Beyond economics, he stated that the move carries geopolitical weight, potentially signalling US dissatisfaction with Malaysia’s trade and foreign policy stance.

“This decision isn’t just about trade—it reflects changing geopolitical dynamics. While some exemptions help, the broader message is clear: Malaysia may need to reassess its trade relationships,” he said.

US Targeting Trade Surpluses

Universiti Malaya Business and Economics Faculty deputy dean and researcher, Datin Associate Professor Dr Izlin Ismail said Malaysia’s trade surplus with the US likely made it a target for the higher tariff rate.

“The base tariff for all countries started at 10 per cent. Under this reciprocal system, our exports now face a 24 per cent rate—far steeper than many regional neighbours,” she said.

Izlin also observed that the Malaysian ringgit began to depreciate soon after the announcement, even before trade volumes were affected.

“A weaker ringgit will make imports more expensive and could drive inflation higher. This adds another layer of economic pressure beyond the export sector,” she said.

What Are Reciprocal Tariffs?

Unlike traditional tariffs aimed at protecting local industries, reciprocal tariffs are designed to match the trade policies of partner nations.

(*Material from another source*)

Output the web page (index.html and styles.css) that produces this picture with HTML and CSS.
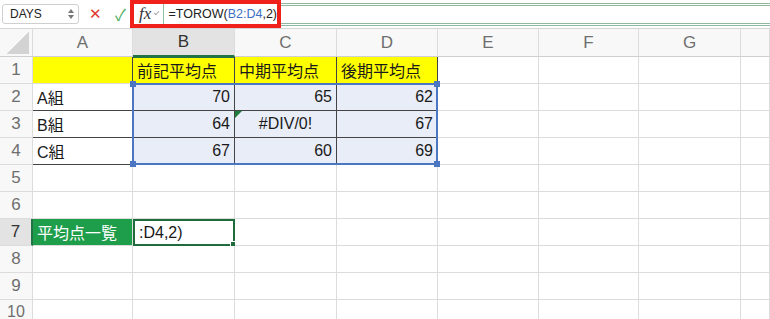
FILE: index.html
```html
<!DOCTYPE html>
<html lang="ja">
<head>
    <meta charset="UTF-8">
    <title>TOROW</title>
    <link rel="stylesheet" href="styles.css">
</head>
<body>
    <div class="toolbar">
        <div class="name-box">
            <span>DAYS</span>
            <span class="spin"><i class="up"></i><i class="down"></i></span>
        </div>
        <span class="btn cancel">&#x2715;</span>
        <span class="btn enter">&#x2713;</span>
        <div class="formula-mark">
            <span class="fx">fx</span>
            <span class="chev"></span>
            <span class="formula">=TOROW(<span class="ref">B2:D4</span>,2)</span>
        </div>
        <div class="formula-rest"></div>
    </div>

    <div class="sheet">
        <div class="hd corner"></div>
        <div class="hd">A</div>
        <div class="hd cur">B</div>
        <div class="hd">C</div>
        <div class="hd">D</div>
        <div class="hd">E</div>
        <div class="hd">F</div>
        <div class="hd">G</div>
        <div class="hd"></div>

        <div class="rh">1</div>
        <div class="c y dk-r"></div>
        <div class="c y dk-r top-g">前記平均点</div>
        <div class="c y dk-r">中期平均点</div>
        <div class="c y dk-r">後期平均点</div>
        <div class="c"></div><div class="c"></div><div class="c"></div><div class="c"></div>

        <div class="rh">2</div>
        <div class="c dk-b">A組</div>
        <div class="c sel num dk-r dk-b">70</div>
        <div class="c sel num dk-r dk-b">65</div>
        <div class="c sel num dk-r dk-b">62</div>
        <div class="c"></div><div class="c"></div><div class="c"></div><div class="c"></div>

        <div class="rh">3</div>
        <div class="c dk-b">B組</div>
        <div class="c sel num dk-r dk-b">64</div>
        <div class="c sel err mid dk-r dk-b">#DIV/0!</div>
        <div class="c sel num dk-r dk-b">67</div>
        <div class="c"></div><div class="c"></div><div class="c"></div><div class="c"></div>

        <div class="rh">4</div>
        <div class="c dk-b">C組</div>
        <div class="c sel num dk-r dk-b">67</div>
        <div class="c sel num dk-r dk-b">60</div>
        <div class="c sel num dk-r dk-b">69</div>
        <div class="c"></div><div class="c"></div><div class="c"></div><div class="c"></div>

        <div class="rh">5</div>
        <div class="c"></div><div class="c"></div><div class="c"></div><div class="c"></div>
        <div class="c"></div><div class="c"></div><div class="c"></div><div class="c"></div>

        <div class="rh">6</div>
        <div class="c"></div><div class="c"></div><div class="c"></div><div class="c"></div>
        <div class="c"></div><div class="c"></div><div class="c"></div><div class="c"></div>

        <div class="rh cur">7</div>
        <div class="c grn">平均点一覧</div>
        <div class="c active">:D4,2)<span class="fill-handle"></span></div>
        <div class="c"></div><div class="c"></div><div class="c"></div>
        <div class="c"></div><div class="c"></div><div class="c"></div>

        <div class="rh">8</div>
        <div class="c"></div><div class="c"></div><div class="c"></div><div class="c"></div>
        <div class="c"></div><div class="c"></div><div class="c"></div><div class="c"></div>

        <div class="rh">9</div>
        <div class="c"></div><div class="c"></div><div class="c"></div><div class="c"></div>
        <div class="c"></div><div class="c"></div><div class="c"></div><div class="c"></div>

        <div class="rh last">10</div>
        <div class="c"></div><div class="c"></div><div class="c"></div><div class="c"></div>
        <div class="c"></div><div class="c"></div><div class="c"></div><div class="c"></div>

        <div class="selection">
            <span class="h tl"></span><span class="h tr"></span>
            <span class="h bl"></span><span class="h br"></span>
        </div>
    </div>
</body>
</html>
```

FILE: styles.css
```css
body {
    margin: 0;
    width: 770px;
    height: 319px;
    overflow: hidden;
    background-color: #fff;
    font-family: "Liberation Sans", "Noto Sans CJK JP", sans-serif;
    color: #1a1a1a;
}
.toolbar {
    height: 28px;
    display: flex;
    align-items: center;
    border-bottom: 1px solid #d6d6d6;
    background-color: #fff;
}
.name-box {
    margin-left: 2px;
    width: 77px;
    height: 20px;
    box-sizing: border-box;
    border: 1px solid #cfcfcf;
    border-radius: 3px;
    display: flex;
    align-items: center;
    justify-content: space-between;
    padding: 0 4px 0 7px;
    font-size: 12px;
    color: #222;
}
.spin {
    display: flex;
    flex-direction: column;
    gap: 2px;
}
.spin i {
    width: 0;
    height: 0;
    border-left: 3px solid transparent;
    border-right: 3px solid transparent;
}
.spin .up {
    border-bottom: 4px solid #777;
}
.spin .down {
    border-top: 4px solid #777;
}
.btn {
    font-size: 15px;
    width: 25px;
    text-align: center;
}
.cancel {
    margin-left: 4px;
    color: #e0392f;
}
.enter {
    color: #4caf62;
    font-size: 16px;
}
.formula-mark {
    margin-left: -3px;
    height: 28px;
    width: 151px;
    box-sizing: border-box;
    border: 4px solid #f0201a;
    display: flex;
    align-items: center;
}
.fx {
    font-family: "Liberation Serif", serif;
    font-style: italic;
    font-size: 17px;
    color: #333;
    margin-left: 5px;
}
.chev {
    width: 4px;
    height: 4px;
    border-right: 1px solid #aaa;
    border-bottom: 1px solid #aaa;
    transform: rotate(45deg);
    margin: -3px 0 0 4px;
}
.formula {
    margin-left: 4px;
    padding-left: 5px;
    border-left: 1px solid #8fbf9d;
    height: 20px;
    line-height: 20px;
    font-size: 12.5px;
    color: #222;
    white-space: nowrap;
}
.ref {
    color: #3d6fc2;
}
.formula-rest {
    flex: 1;
    height: 17px;
    border-top: 3px double #8fb99c;
    border-bottom: 3px double #8fb99c;
}
.sheet {
    position: relative;
    display: grid;
    grid-template-columns: 33px 100px 102px 102px 101px 101px 100px 102px 29px;
    grid-template-rows: 28px repeat(10, 27px);
}
.hd, .rh, .c {
    box-sizing: border-box;
    border-right: 1px solid #dcdcdc;
    border-bottom: 1px solid #dcdcdc;
    display: flex;
    align-items: center;
}
.hd {
    background-color: #f8f8f8;
    justify-content: center;
    font-size: 17px;
    color: #6e6e6e;
    border-bottom-color: #cfcfcf;
}
.hd.cur {
    background-color: #e3e3e3;
    color: #333;
    border-bottom: 2px solid #217346;
}
.corner {
    background: linear-gradient(135deg, transparent 50%, #d3d3d3 50%) no-repeat;
    background-size: 22px 22px;
    background-position: 7px 3px;
    background-color: #f8f8f8;
}
.rh {
    background-color: #f8f8f8;
    justify-content: center;
    font-size: 17px;
    color: #6e6e6e;
}
.rh.cur {
    background-color: #e3e3e3;
    color: #333;
    border-right: 2px solid #217346;
}
.rh.last {
    align-items: flex-start;
    padding-top: 3px;
    font-size: 16px;
}
.c {
    position: relative;
    font-size: 16px;
    padding: 0 4px;
    white-space: nowrap;
}
.y {
    background-color: #ffff00;
}
.sel {
    background-color: #e8edf7;
}
.num {
    justify-content: flex-end;
}
.mid {
    justify-content: center;
}
.dk-r {
    border-right-color: #444;
}
.dk-b {
    border-bottom-color: #444;
}
.top-g {
    box-shadow: inset 0 1px 0 #217346;
}
.err::before {
    content: "";
    position: absolute;
    left: 0;
    top: 0;
    border-top: 7px solid #1e7d3c;
    border-right: 7px solid transparent;
}
.grn {
    background-color: #1e9e4a;
    color: #fff;
}
.active {
    border: 2px solid #1e6b3c;
    padding-left: 4px;
}
.fill-handle {
    position: absolute;
    right: -3px;
    bottom: -3px;
    width: 4px;
    height: 4px;
    background-color: #1e6b3c;
    border: 1px solid #fff;
}
.selection {
    position: absolute;
    left: 132px;
    top: 54px;
    width: 306px;
    height: 82px;
    border: 2px solid #4a76c2;
    box-sizing: border-box;
    pointer-events: none;
}
.h {
    position: absolute;
    width: 6px;
    height: 6px;
    background-color: #4a76c2;
}
.tl { left: -4px; top: -4px; }
.tr { right: -4px; top: -4px; }
.bl { left: -4px; bottom: -4px; }
.br { right: -4px; bottom: -4px; }
```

“When the US imposes a reciprocal tariff, it’s essentially mirroring the duties that countries like Malaysia place on American goods.

"This isn’t just economic—it’s political, and it’s meant to push countries into renegotiating trade terms,” Anis said.

The Trump administration has long been critical of what it sees as global trade imbalances.

The higher tariffs on Malaysia and others reflect a tougher US stance, leveraging its market power to demand fairer access.

Despite the immediate economic impact, analysts say the development also serves as a wake-up call for Malaysia to diversify its export markets and reduce over-reliance on the US.